Moonlight glittered on the water. She had no fondness for boats or vessels of any kind, but right at the moment, the lake offered some type of freedom. What would it be like to simply take one of those boats and sail away?

“I didn’t know Bryce’s name then,” she said. “But if I had, I’m not certain I would have mentioned it. So perhaps your accusation is correct. I didn’t tell you everything.”

“And I didn’t demand it.”

“One of us should have,” she said, daring herself to turn and face him. His expression had softened, his eyes revealing too much emotion. She glanced away again.

“The truth would have done no good,” he said. “It wouldn’t have stopped me from wanting you or taking you to my bed. As for Chavensworth, and the Duke of Herridge, a starved dog is not responsible for his emaciation, Emma.”

Her smile broke free. “I know you didn’t mean to liken me to a dog, but I get your point well enough.” She didn’t look away. “Don’t paint me as an angel, Ian. I fervently wished for his death.

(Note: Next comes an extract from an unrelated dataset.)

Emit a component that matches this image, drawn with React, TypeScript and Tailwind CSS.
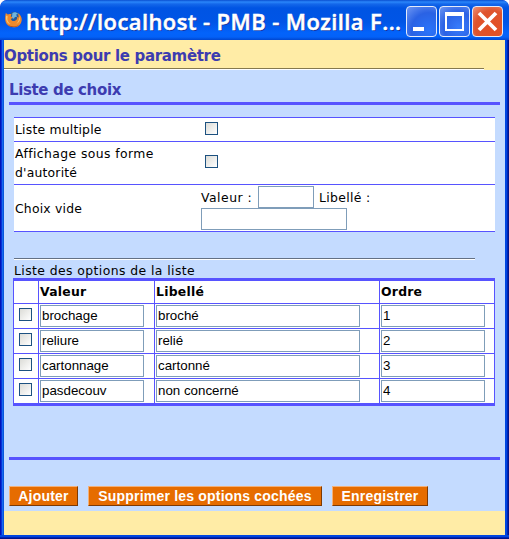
import React from 'react';

const rows = [
  ['brochage', 'broché', '1'],
  ['reliure', 'relié', '2'],
  ['cartonnage', 'cartonné', '3'],
  ['pasdecouv', 'non concerné', '4'],
];

function Check() {
  return (
    <span
      role="checkbox"
      aria-checked="false"
      className="block size-[13px] shrink-0 border border-[#1c5180] bg-linear-to-br from-[#dcdcd7] to-white"
    />
  );
}

function Field({ value = '', className }: { value?: string; className: string }) {
  return (
    <input
      defaultValue={value}
      className={`block h-[22px] shrink-0 border border-[#7f9db9] bg-white px-[1px] pb-[2px] font-['Liberation_Sans',Arial,sans-serif] text-[13.33px] text-black outline-none ${className}`}
    />
  );
}

function OrangeButton({ children, className }: { children: string; className: string }) {
  return (
    <button
      className={`h-5 shrink-0 border border-t-[#f3b078] border-r-[#7d3a05] border-b-[#7d3a05] border-l-[#f3b078] bg-[#e66c00] text-center font-['Liberation_Sans',Arial,sans-serif] text-[14px] leading-[18px] font-bold tracking-[0.2px] whitespace-nowrap text-white ${className}`}
    >
      {children}
    </button>
  );
}

function Firefox() {
  return (
    <svg viewBox="0 0 16 16" className="size-[17px] shrink-0">
      <circle cx="8.8" cy="7.2" r="6.4" fill="#235a9c" />
      <path d="M7 1.8c2-1 4-.5 5.3 1l-1.8.6.8 2-2 .3-.9 1.7-2-.7z" fill="#6fb4de" />
      <path
        d="M.8 1.8 2.6 3.4c1-.8 2.4-.8 3.5-.3L5.4 5l2 1.2-1.8 1.4c.2 1.8 2.6 2.5 4.2 1.4 1.3-.8 2-2 1.6-3.6l1.5.8-.6-4.2c2.8 1.8 3.8 4.6 3.3 7.4-.8 3.8-4 6.2-7.8 6C3.6 15.2.5 12.2.2 8.3 0 6 .2 3.6.8 1.8z"
        fill="#ee8a2c"
      />
      <path d="M1 4.2 2.6 5.1c-1 2.8.1 5.8 3 7.2C2.4 12 .4 9.4 1 4.2zM13.8 5c1 2.8-.2 6-3.1 7.2 1.6-1.6 2.7-4 3.1-7.2z" fill="#fbc66b" />
      <path d="M1.9 12c2.7 3 8.2 3.4 11.4.6-2.2 3.3-8.8 3.7-11.4-.6z" fill="#a93f16" />
    </svg>
  );
}

function CaptionButton({ children, className }: { children: React.ReactNode; className: string }) {
  return (
    <button className={`h-[31px] w-[31px] shrink-0 overflow-hidden rounded-[4px] border border-[#e4ebfa] ${className}`}>
      <svg viewBox="0 0 29 29" className="block size-[29px]">
        {children}
      </svg>
    </button>
  );
}

function TitleBar() {
  return (
    <header className="flex h-10 shrink-0 items-start rounded-t-[7px] bg-[linear-gradient(180deg,#0a4fd0_0,#2a86fb_2px,#1467ea_4px,#0054e3_8px,#0055e6_22px,#0363fb_33px,#0361f8_37px,#0046cf_40px)] pt-[5px] pr-[3px] pl-[5px]">
      <div className="pt-[6px]">
        <Firefox />
      </div>
      <h1 className="ml-[4px] w-[380px] font-['Open_Sans','Noto_Sans',sans-serif] text-[22px] leading-[32px] font-semibold tracking-[0.4px] whitespace-nowrap text-white [-webkit-text-stroke:0.5px_white] [text-shadow:1px_1px_0_#10309a]">
        http://localhost - PMB - Mozilla F...
      </h1>
      <div className="mt-px flex gap-[2px]">
        <CaptionButton className="bg-[radial-gradient(circle_at_75%_80%,#2a74fa_0,#2a62e4_55%,#6e97f3_100%)]">
          <path d="M6 20h11v4H6z" fill="white" />
        </CaptionButton>
        <CaptionButton className="bg-[radial-gradient(circle_at_65%_70%,#387cfb_0,#2b62e5_55%,#6e97f3_100%)]">
          <path d="M5 5h19v19H5zM7 9v13h15V9z" fill="white" fillRule="evenodd" />
        </CaptionButton>
        <CaptionButton className="bg-[radial-gradient(circle_at_65%_70%,#e34f22_0,#df542d_60%,#ed9278_100%)]">
          <path d="m6 6 17 17M23 6 6 23" stroke="white" strokeWidth="3.8" />
        </CaptionButton>
      </div>
    </header>
  );
}

function ParameterTable() {
  return (
    <section className="mt-3 ml-[10px] flex h-[115px] w-[481px] flex-col border-y border-[#5753ff] bg-white leading-[19px]">
      <div className="flex h-[24px] items-center border-b border-[#5753ff] pl-px">
        <span className="w-[190px] tracking-[0.2px]">Liste multiple</span>
        <div className="pb-[2px]"><Check /></div>
      </div>
      <div className="flex h-[43px] items-center border-b border-[#5753ff] pl-px">
        <span className="w-[190px] tracking-[0.4px]">Affichage sous forme<br /><span className="tracking-[0.2px]">d'autorité</span></span>
        <div className="pb-[4px]"><Check /></div>
      </div>
      <div className="flex flex-1 items-center pl-px">
        <span className="w-[186px] pt-px tracking-[0.2px]">Choix vide</span>
        <div className="flex flex-col">
          <div className="flex items-center">
            <span className="w-[57px] tracking-[0.5px]">Valeur :</span>
            <Field className="w-[56px]" />
            <span className="ml-[5px] tracking-[0.35px]">Libellé :</span>
          </div>
          <Field className="w-[146px]" />
        </div>
      </div>
    </section>
  );
}

function OptionsTable() {
  const grid = 'grid grid-cols-[25px_116px_225px_114px] divide-x divide-[#5753ff]';
  return (
    <section className="ml-[9px] h-[128px] w-[482px] border-x border-y-[3px] border-[#5753ff] bg-white">
      <div className={`${grid} h-[22px] leading-[21px] font-bold tracking-[0.25px]`}>
        <span />
        <span className="pl-px">Valeur</span>
        <span className="pl-px">Libellé</span>
        <span className="pl-px">Ordre</span>
      </div>
      {rows.map(([value, label, order]) => (
        <div key={value} className={`${grid} h-[25px] border-t border-[#5753ff]`}>
          <div className="pt-1 pl-[5px]"><Check /></div>
          <div className="pt-px pl-px"><Field value={value} className="w-[104px]" /></div>
          <div className="pt-px pl-px"><Field value={label} className="w-[204px]" /></div>
          <div className="pt-px pl-px"><Field value={order} className="w-[104px]" /></div>
        </div>
      ))}
    </section>
  );
}

export default function App() {
  return (
    <div className="h-[539px] w-[509px] bg-white font-['DejaVu_Sans',Verdana,sans-serif] text-[12.4px] text-black">
      <div className="flex h-full flex-col overflow-hidden rounded-t-[7px] bg-[#0831d9]">
        <TitleBar />
        <div className="flex flex-1 flex-col bg-[linear-gradient(90deg,#0014b8_0_1px,#0831d9_1px_2px,#166aee_2px_3px,#0855dd_3px_4px,#0046e0_4px_507px,#0024b4_507px_508px,#00138c_508px)] px-1">
          <main className="flex h-[495px] shrink-0 flex-col bg-[#ffeca6]">
            <h2 className="h-[28px] pt-[6px] text-[15px] leading-[20px] font-bold tracking-[-0.33px] whitespace-nowrap text-[#3d3cb0]">Options pour le paramètre</h2>
            <div className="h-[2px] w-[480px] shrink-0 border-t border-b border-t-[#85794f] border-b-white" />
            <div className="flex h-[441px] shrink-0 flex-col bg-[#c4dbff]">
              <h3 className="h-[32px] pt-[10px] pl-[5px] text-[15px] leading-[20px] font-bold tracking-[-0.36px] text-[#3d3cb0]">Liste de choix</h3>
              <div className="ml-[5px] h-[3px] w-[491px] shrink-0 bg-[#5753ff]" />
              <ParameterTable />
              <div className="mt-[26px] ml-[10px] h-[2px] w-[461px] shrink-0 border-t border-b border-t-[#647185] border-b-white" />
              <p className="ml-[10px] h-[18px] leading-[21px] tracking-[0.42px]">Liste des options de la liste</p>
              <OptionsTable />
              <div className="mt-[51px] ml-[5px] h-[3px] w-[491px] shrink-0 bg-[#5753ff]" />
              <div className="mt-[26px] ml-[5px] flex">
                <OrangeButton className="w-[69px]">Ajouter</OrangeButton>
                <OrangeButton className="ml-[10px] w-[234px]">Supprimer les options cochées</OrangeButton>
                <OrangeButton className="ml-[10px] w-[96px]">Enregistrer</OrangeButton>
              </div>
            </div>
          </main>
          <div className="-mx-1 h-1 shrink-0 bg-[linear-gradient(180deg,#0046e0_0_2px,#0024b4_2px_3px,#00138c_3px)]" />
        </div>
      </div>
    </div>
  );
}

I prayed for it each night, may God forgive me.”

“Then you should thank God for His blessing,” he said bluntly. “Otherwise, I would take great pleasure in killing the bastard for you.”

She stared at him, wide-eyed. “I don’t know what to say. No one’s ever offered to kill someone for me.”

“He deserved it, didn’t he?”

She looked down at the floor. The boards were bare, well waxed. Were carpets not allowed in here because of disease? She would have to ask Ian later, some other time when other—more important—words weren’t trembling on her tongue.

“Someone evidently thought so,” she said, glancing at him. “Enough to murder him.”

Chapter 22

H
is face was immobile, his eyes flat and unreadable.

“Are you going to tell me exactly what you mean, Emma?”

Her gaze moved to Bryce’s bed, then resolutely back to him.

“I’ve never told anyone before,” she admitted. “Only one other person knows for sure. The housekeeper at Chavensworth.”

She came and sat on the edge of the chair, clasping her hands tightly together.

“We thought he’d died because of his heart,” she said. “Anthony was not a young man, despite his actions. He was found in his library, seated behind his desk. Only later, when the body was being prepared for burial, did the marks become visible.”

She wrapped her arms around her waist.

“There were bruises all over his neck. Bruises that looked like finger marks. Someone had strangled him.”

“Why didn’t you go to the authorities?”

She smiled. “And admit that a great many people had reason for killing Anthony? The fathers of the servant girls he raped at Chavensworth? The husbands of the wives he used as trophies? The men he humiliated? Even me? It wasn’t a case of finding someone with a motive to kill Anthony but eliminating all of those who did.”

“Not to mention that what happened at Chavensworth wouldn’t simply be rumor anymore,” he said. “The press would have publicized all the lurid details.”

She nodded. “Perhaps.”

“You allowed a murderer to go unpunished, Emma.”

She stared down at her hands. “I allowed a murderer to go unpunished,” she agreed. “I gave instructions that the coffin was to remain closed for the wake. I attended the funeral and Anthony’s interment, and never once thought to contact the authorities.”

“And the housekeeper?”

She smiled again. “Servants wear a mask around us, have you ever noticed? At least the ones who worked for Anthony did. I saw more emotion in Mrs. Turner’s eyes that day than I ever had before. She felt only relief that he was dead. I know that she’ll never speak of it.”